Front Street Shipyard has contributed to a renaissance along Belfast's waterfont since it opened in 2011. The yard now employs just over 100 people and could add as many as 50-100 more jobs once the ferry partnership gets up and running.

A fishing trawler out of Stonington and a whale watch vessel from Portsmouth, New Hampshire await repairs in the yard outside building No. 5 at Front Street Shipyard. JB Turner, the yard's president and GM, says the building is scaled to work on large vessels.

"Right now, we're in one of the bays of building 5," he says. "The doors lift up 40 feet and we can walk boats in and out."

Overhead cranes tower above a 20-inch-thick slab of concrete that fills the building with radiant heat and supports four private yachts in various stages of retrofitting and repair.

"They're all made out of different materials," Turner says. "The two in the forward end of the bay are fiberglass. And the aft end of the bay are made out of all aluminum."

Aluminum and steel are popular boat building materials. The hulls made from these metals are stiff. They do well in choppy, rough seas and are considered extremely safe — qualities that have made them the go-to material for ferry construction. But Turner says there are also drawbacks to aluminum ferries.

"Aluminum is very difficult to hold paint," he says. "It corrodes. The welds often crack over time, as the boat's working, especially on the catamarans, where you have two hulls working independently."

Credit Jay Field / MPBN
JB Turner

A few years ago, as Front Street looked for ways to continue expanding the boat building side of its business, Turner began having conversations with friend and colleague Martin Grimnes about building a different kind of ferry.

Grimnes, who was born in Norway, helped found the Maine Composites Alliance. And for years, he has raced sailboats made from lightweight composites like carbon fiber and fiberglass.
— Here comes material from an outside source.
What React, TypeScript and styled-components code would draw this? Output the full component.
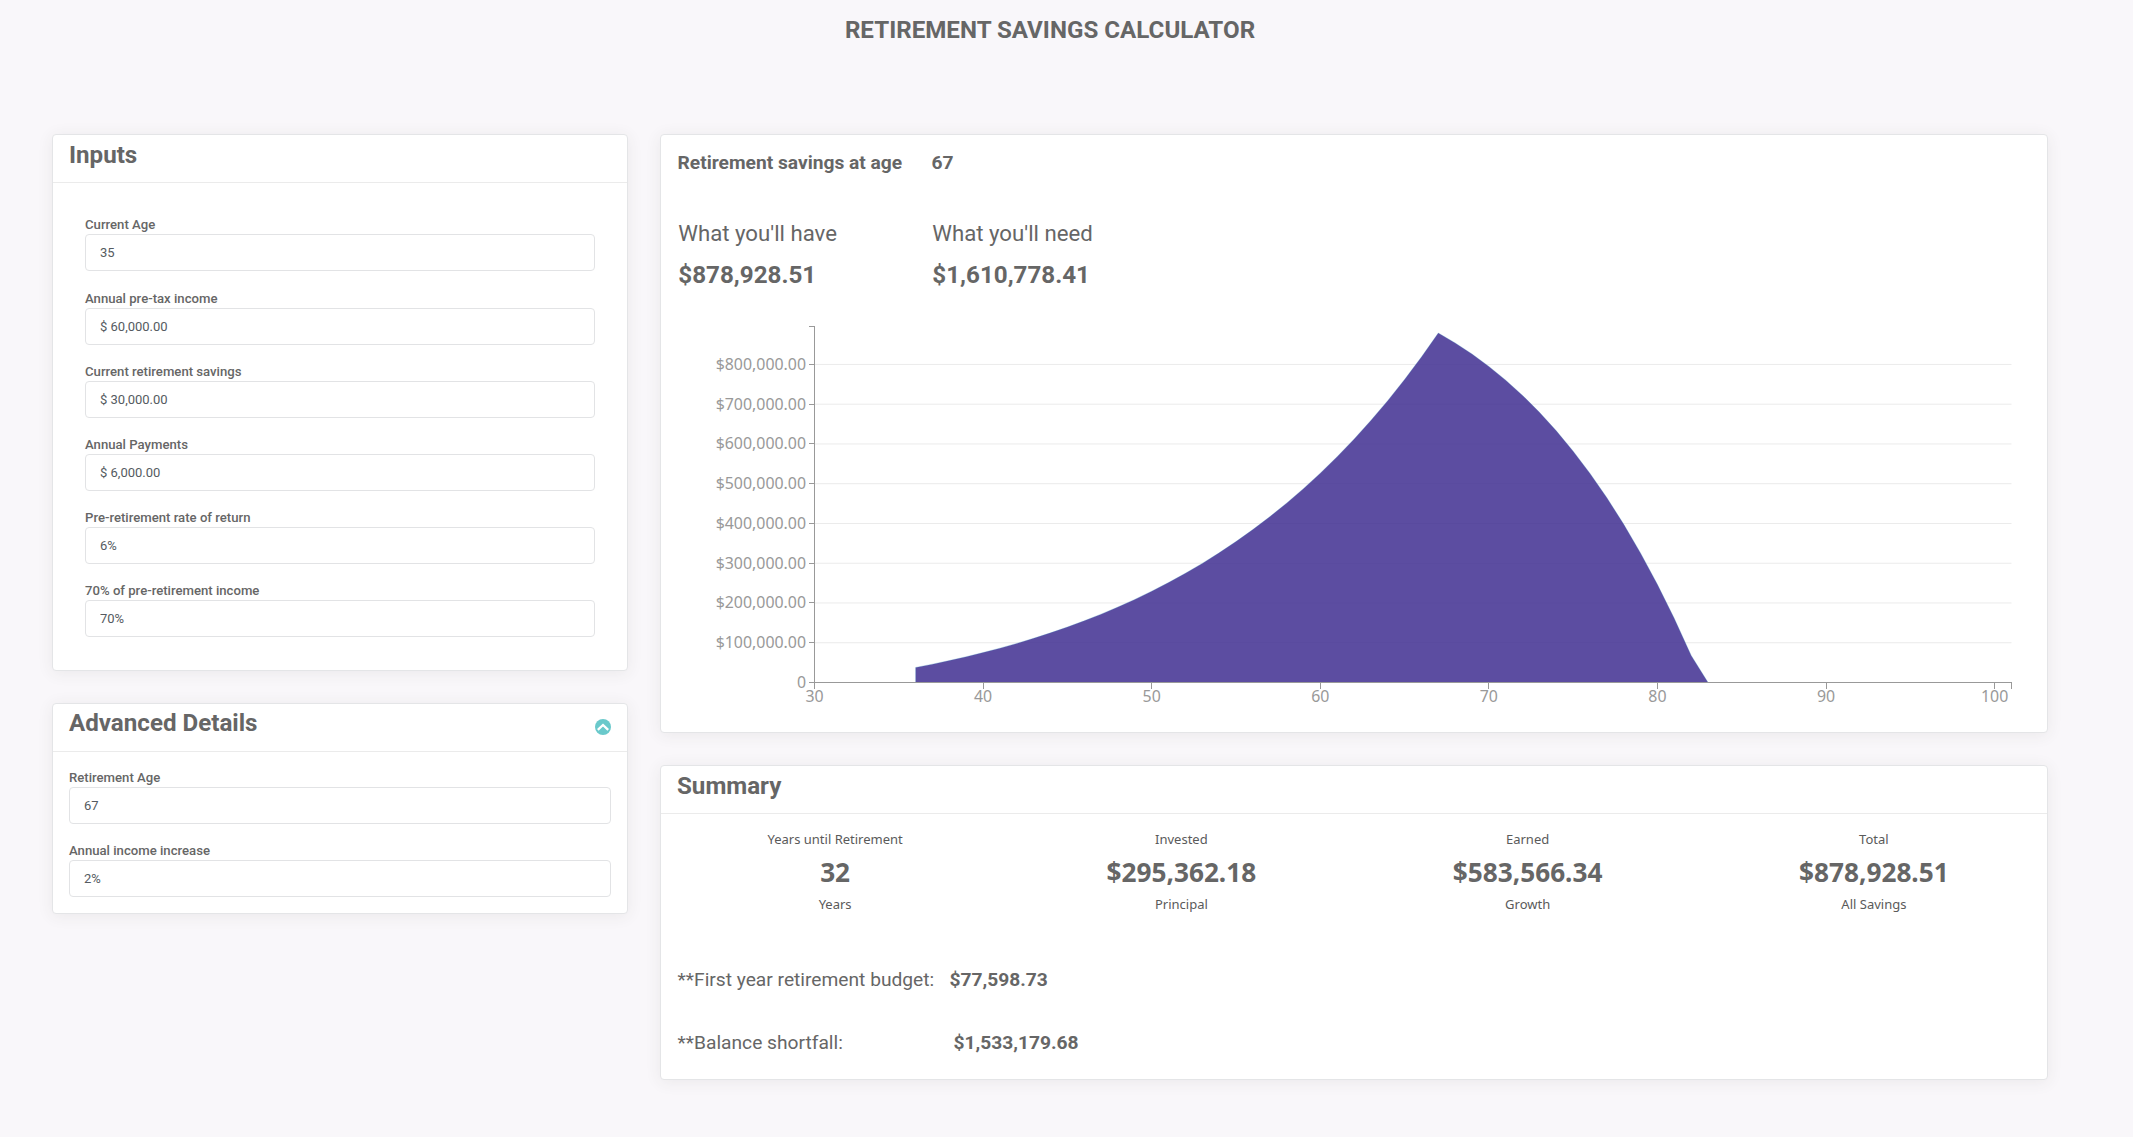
import { FC } from 'react';
import styled, { createGlobalStyle } from 'styled-components';

const GlobalStyle = createGlobalStyle`
  * {
    box-sizing: border-box;
  }
  body {
    margin: 0;
    background-color: #f9f7fa;
    color: #666666;
    font-family: Roboto, sans-serif;
  }
`;

const Page = styled.main`
  width: 2100px;
  height: 1137px;
  padding: 0 52px;
`;
const PageTitle = styled.h1`
  margin: 0;
  height: 134px;
  padding-top: 16px;
  font-size: 24.15px;
  line-height: 28px;
  font-weight: 700;
  text-align: center;
`;
const Columns = styled.div`
  display: grid;
  grid-template-columns: 576px 1388px;
  column-gap: 32px;
  align-items: start;
`;
const Column = styled.div`
  display: flex;
  flex-direction: column;
  gap: 32px;
`;
const Card = styled.section<{ $height: number }>`
  height: ${({ $height }) => $height}px;
  background-color: #ffffff;
  border: 1px solid #e4e5e7;
  border-radius: 4px;
  box-shadow: 0 2px 16px rgba(60, 60, 50, 0.08);
`;
const CardHeader = styled.header`
  display: flex;
  justify-content: space-between;
  height: 48px;
  padding: 0 16px;
  border-bottom: 1px solid #ebebeb;
`;
const CardTitle = styled.h2<{ $top?: number }>`
  margin: 0;
  padding-top: ${({ $top = 5 }) => $top}px;
  font-size: 24.15px;
  line-height: 30px;
  font-weight: 700;
`;
const IconButton = styled.button`
  display: flex;
  width: 16px;
  height: 16px;
  margin-top: 15.4px;
  padding: 0;
  border: 0;
  background: none;
`;
const Fields = styled.div<{ $inset?: boolean }>`
  display: flex;
  flex-direction: column;
  gap: 18.2px;
  padding: ${({ $inset }) => ($inset ? '33.4px 32px' : '17.4px 16px')};
`;
const Field = styled.label`
  display: flex;
  flex-direction: column;
  justify-content: space-between;
  height: 55px;
  font-size: 13.15px;
  line-height: 17.6px;
  font-weight: 500;
`;
const Input = styled.input`
  width: 100%;
  height: 37px;
  padding: 0 14px;
  border: 1px solid #e2e3e5;
  border-radius: 4px;
  color: #555b61;
  font-family: Roboto, sans-serif;
  font-size: 13px;
`;
const Heading = styled.div`
  display: grid;
  grid-template-columns: 254px 1fr;
  padding: 15px 16.5px 0;
  font-size: 19.2px;
  line-height: 26px;
  font-weight: 700;
`;
const Totals = styled.div`
  display: grid;
  grid-template-columns: 254px 1fr;
  height: 143px;
  padding: 42px 17.3px 0;
`;
const TotalLabel = styled.div`
  font-size: 22.2px;
  line-height: 30px;
`;
const TotalValue = styled.div`
  margin-top: 12px;
  font-size: 24.2px;
  line-height: 30px;
  font-weight: 700;
`;
const ChartSvg = styled.svg`
  display: block;
  & text {
    fill: #999999;
    font-family: 'Noto Sans', sans-serif;
    font-size: 15.9px;
  }
`;
const Stats = styled.div`
  display: grid;
  grid-template-columns: repeat(4, 1fr);
  height: 138px;
  padding: 15px 0 0 1px;
  text-align: center;
  font-family: 'Noto Sans', sans-serif;
`;
const StatText = styled.div`
  font-size: 13px;
  line-height: 20px;
  color: #5a5a5a;
`;
const StatValue = styled.div`
  margin: 7px 0 6px;
  font-size: 26.2px;
  line-height: 32px;
  font-weight: 700;
`;
const Note = styled.div<{ $labelWidth: number }>`
  display: grid;
  grid-template-columns: ${({ $labelWidth }) => $labelWidth}px 1fr;
  height: 63px;
  padding: 15px 16.5px 0;
  font-size: 19.2px;
  line-height: 26px;
  & strong {
    font-weight: 700;
  }
`;

const inputFields = [
  { label: 'Current Age', value: '35' },
  { label: 'Annual pre-tax income', value: '$ 60,000.00' },
  { label: 'Current retirement savings', value: '$ 30,000.00' },
  { label: 'Annual Payments', value: '$ 6,000.00' },
  { label: 'Pre-retirement rate of return', value: '6%' },
  { label: '70% of pre-retirement income', value: '70%' },
];
const advancedFields = [
  { label: 'Retirement Age', value: '67' },
  { label: 'Annual income increase', value: '2%' },
];
const stats = [
  { label: 'Years until Retirement', value: '32', unit: 'Years' },
  { label: 'Invested', value: '$295,362.18', unit: 'Principal' },
  { label: 'Earned', value: '$583,566.34', unit: 'Growth' },
  { label: 'Total', value: '$878,928.51', unit: 'All Savings' },
];

type Point = { age: number; balance: number };

const getProjection = (): Point[] => {
  const points: Point[] = [];
  let balance = 30000;
  let payment = 6000;
  let budget = 42000 * 1.02 ** 31;
  for (let age = 36; age <= 83; age++) {
    if (age <= 67) {
      balance = balance * 1.06 + payment;
      payment *= 1.02;
    } else {
      balance = Math.max(0, balance * 1.06 - budget);
      budget *= 1.02;
    }
    points.push({ age, balance });
  }
  return points;
};

const LEFT = 153.5;
const RIGHT = 1350.5;
const TOP = 7.5;
const BOTTOM = 363.5;

const getX = (age: number) => LEFT + ((age - 30) * (RIGHT - LEFT)) / 71;
const getY = (balance: number) => BOTTOM - (balance * 39.76) / 100000;

const SavingsChart: FC = () => {
  const line = getProjection()
    .map(({ age, balance }) => `${getX(age)},${getY(balance)}`)
    .join(' L');
  const amounts = [0, 1, 2, 3, 4, 5, 6, 7, 8];
  const ages = [30, 40, 50, 60, 70, 80, 90, 100];

  return (
    <ChartSvg width="1386" height="413">
      {amounts.slice(1).map((n) => (
        <line
          key={n}
          x1={LEFT}
          x2={RIGHT}
          y1={getY(n * 100000)}
          y2={getY(n * 100000)}
          stroke="#ebebeb"
        />
      ))}
      <path
        d={`M${line} L${getX(36)},${BOTTOM} Z`}
        fill="#413092"
        fillOpacity={0.86}
        stroke="#3182bd"
        strokeOpacity={0.5}
        strokeWidth={0.5}
      />
      <g stroke="#999999" fill="none" shapeRendering="crispEdges">
        <path d={`M${LEFT - 6},${TOP} H${LEFT} V${BOTTOM} H${RIGHT} V${BOTTOM + 6}`} />
        {amounts.map((n) => (
          <line key={n} x1={LEFT - 6} x2={LEFT} y1={getY(n * 100000)} y2={getY(n * 100000)} />
        ))}
        {ages.map((age) => (
          <line key={age} x1={getX(age)} x2={getX(age)} y1={BOTTOM} y2={BOTTOM + 6} />
        ))}
      </g>
      {amounts.map((n) => (
        <text key={n} x={LEFT - 8.5} y={getY(n * 100000) + 5.5} textAnchor="end">
          {n === 0 ? '0' : `$${n}00,000.00`}
        </text>
      ))}
      {ages.map((age) => (
        <text key={age} x={getX(age)} y={BOTTOM + 19.5} textAnchor="middle">
          {age}
        </text>
      ))}
    </ChartSvg>
  );
};

const App: FC = () => {
  return (
    <>
      <GlobalStyle />
      <Page>
        <PageTitle>RETIREMENT SAVINGS CALCULATOR</PageTitle>
        <Columns>
          <Column>
            <Card $height={536.6}>
              <CardHeader>
                <CardTitle>Inputs</CardTitle>
              </CardHeader>
              <Fields $inset>
                {inputFields.map(({ label, value }) => (
                  <Field key={label}>
                    {label}
                    <Input defaultValue={value} />
                  </Field>
                ))}
              </Fields>
            </Card>
            <Card $height={211}>
              <CardHeader>
                <CardTitle $top={4}>Advanced Details</CardTitle>
                <IconButton>
                  <svg width="16" height="16" viewBox="0 0 16 16">
                    <circle cx="8" cy="8" r="8" fill="#6ac9cb" />
                    <path d="M2.8 10.9 8 6l5.2 4.9" fill="none" stroke="#fff" strokeWidth="2.3" />
                  </svg>
                </IconButton>
              </CardHeader>
              <Fields>
                {advancedFields.map(({ label, value }) => (
                  <Field key={label}>
                    {label}
                    <Input defaultValue={value} />
                  </Field>
                ))}
              </Fields>
            </Card>
          </Column>
          <Column>
            <Card $height={599}>
              <Heading>
                <span>Retirement savings at age</span>
                <span>67</span>
              </Heading>
              <Totals>
                <div>
                  <TotalLabel>What you'll have</TotalLabel>
                  <TotalValue>$878,928.51</TotalValue>
                </div>
                <div>
                  <TotalLabel>What you'll need</TotalLabel>
                  <TotalValue>$1,610,778.41</TotalValue>
                </div>
              </Totals>
              <SavingsChart />
            </Card>
            <Card $height={315}>
              <CardHeader>
                <CardTitle>Summary</CardTitle>
              </CardHeader>
              <Stats>
                {stats.map(({ label, value, unit }) => (
                  <div key={label}>
                    <StatText>{label}</StatText>
                    <StatValue>{value}</StatValue>
                    <StatText>{unit}</StatText>
                  </div>
                ))}
              </Stats>
              <Note $labelWidth={272}>
                <span>**First year retirement budget:</span>
                <strong>$77,598.73</strong>
              </Note>
              <Note $labelWidth={276}>
                <span>**Balance shortfall:</span>
                <strong>$1,533,179.68</strong>
              </Note>
            </Card>
          </Column>
        </Columns>
      </Page>
    </>
  );
};

export default App;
"You can achieve the same strength, the same stiffness, from a carbon fiber laminate, as that of steel, yet weigh substantially less," he says.

A more lightweight, carbon fiber ferry, for example, would use much less fuel than steel or aluminum-hulled boats. It would also be less likely to corrode.
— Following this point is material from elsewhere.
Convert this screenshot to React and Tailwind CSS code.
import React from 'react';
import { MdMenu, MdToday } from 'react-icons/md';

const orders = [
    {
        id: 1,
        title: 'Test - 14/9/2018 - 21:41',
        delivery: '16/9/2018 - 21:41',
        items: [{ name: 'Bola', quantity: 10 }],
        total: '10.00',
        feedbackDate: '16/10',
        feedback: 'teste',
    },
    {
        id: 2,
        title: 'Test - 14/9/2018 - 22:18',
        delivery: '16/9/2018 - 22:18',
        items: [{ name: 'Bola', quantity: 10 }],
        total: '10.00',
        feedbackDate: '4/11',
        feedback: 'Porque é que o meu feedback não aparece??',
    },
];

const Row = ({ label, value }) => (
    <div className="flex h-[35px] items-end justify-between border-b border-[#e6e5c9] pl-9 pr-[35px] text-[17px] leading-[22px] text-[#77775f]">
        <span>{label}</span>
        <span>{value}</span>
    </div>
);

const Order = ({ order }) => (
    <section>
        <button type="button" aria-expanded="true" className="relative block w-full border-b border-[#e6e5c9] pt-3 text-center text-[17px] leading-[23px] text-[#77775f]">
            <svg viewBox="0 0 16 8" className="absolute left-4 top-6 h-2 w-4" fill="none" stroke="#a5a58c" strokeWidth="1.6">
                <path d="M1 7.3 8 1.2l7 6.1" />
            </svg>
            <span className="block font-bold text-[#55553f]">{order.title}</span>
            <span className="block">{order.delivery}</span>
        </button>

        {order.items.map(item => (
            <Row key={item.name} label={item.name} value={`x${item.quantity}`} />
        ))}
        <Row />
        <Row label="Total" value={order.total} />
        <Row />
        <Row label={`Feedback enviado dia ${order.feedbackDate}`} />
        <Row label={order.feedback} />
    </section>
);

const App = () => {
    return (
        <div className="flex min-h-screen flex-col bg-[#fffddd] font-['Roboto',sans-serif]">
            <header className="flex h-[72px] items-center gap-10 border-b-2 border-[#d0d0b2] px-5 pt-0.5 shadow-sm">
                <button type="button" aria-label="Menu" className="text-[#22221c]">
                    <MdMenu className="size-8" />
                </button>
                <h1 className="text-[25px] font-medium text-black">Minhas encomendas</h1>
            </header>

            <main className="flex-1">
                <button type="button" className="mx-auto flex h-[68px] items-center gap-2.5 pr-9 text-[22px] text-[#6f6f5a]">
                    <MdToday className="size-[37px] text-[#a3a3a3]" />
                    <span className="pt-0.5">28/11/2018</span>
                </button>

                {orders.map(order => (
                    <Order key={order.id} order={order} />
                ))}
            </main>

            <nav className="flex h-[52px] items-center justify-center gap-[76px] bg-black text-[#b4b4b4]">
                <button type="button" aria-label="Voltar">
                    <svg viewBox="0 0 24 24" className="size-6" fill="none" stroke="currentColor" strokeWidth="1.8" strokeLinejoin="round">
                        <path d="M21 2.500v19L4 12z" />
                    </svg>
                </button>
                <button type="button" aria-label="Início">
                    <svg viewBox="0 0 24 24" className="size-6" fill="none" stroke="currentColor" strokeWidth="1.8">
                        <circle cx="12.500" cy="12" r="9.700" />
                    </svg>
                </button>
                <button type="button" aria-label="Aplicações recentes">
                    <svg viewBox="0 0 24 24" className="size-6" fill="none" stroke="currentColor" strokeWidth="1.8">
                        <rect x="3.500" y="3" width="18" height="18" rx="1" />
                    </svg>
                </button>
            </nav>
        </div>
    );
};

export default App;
Grimnes had long thought that Maine could lead the way in building these more energy efficient vessels.

"We just need to bring the technology here," he says. "And the technology is here for the private market. But not for the commercial market."

That's about to change, though. After doing some research and consulting with the U.S. Coast Guard, Turner and Grimnes decided to look for a partner to begin building so-called T class ferries that carry up to 150 passengers.

Grimnes introduced Front Street to Brødrene Aa, a Norwegian shipbuilder that's been making carbon-fiber ferries since 2002. Front Street has singed a memorandum of understanding with Brødrene Aa to begin building ferries for the U.S. market under the name Arcadia Alliance.

"Assuming that all of our refit and service work keeps going, I can see easily adding 50-100 jobs to build the ferries, separate from the rest of the yard," Turner says.

Turner says the ferries will likely cost between $5 million and $8 million a piece. The next challenge will be marketing the vessels to state and municipal agencies and private ferry operators throughout the U.S.

In January, the sales job will begin with a trip to the Passenger Vessel Association's annual trade show in Washington D.C.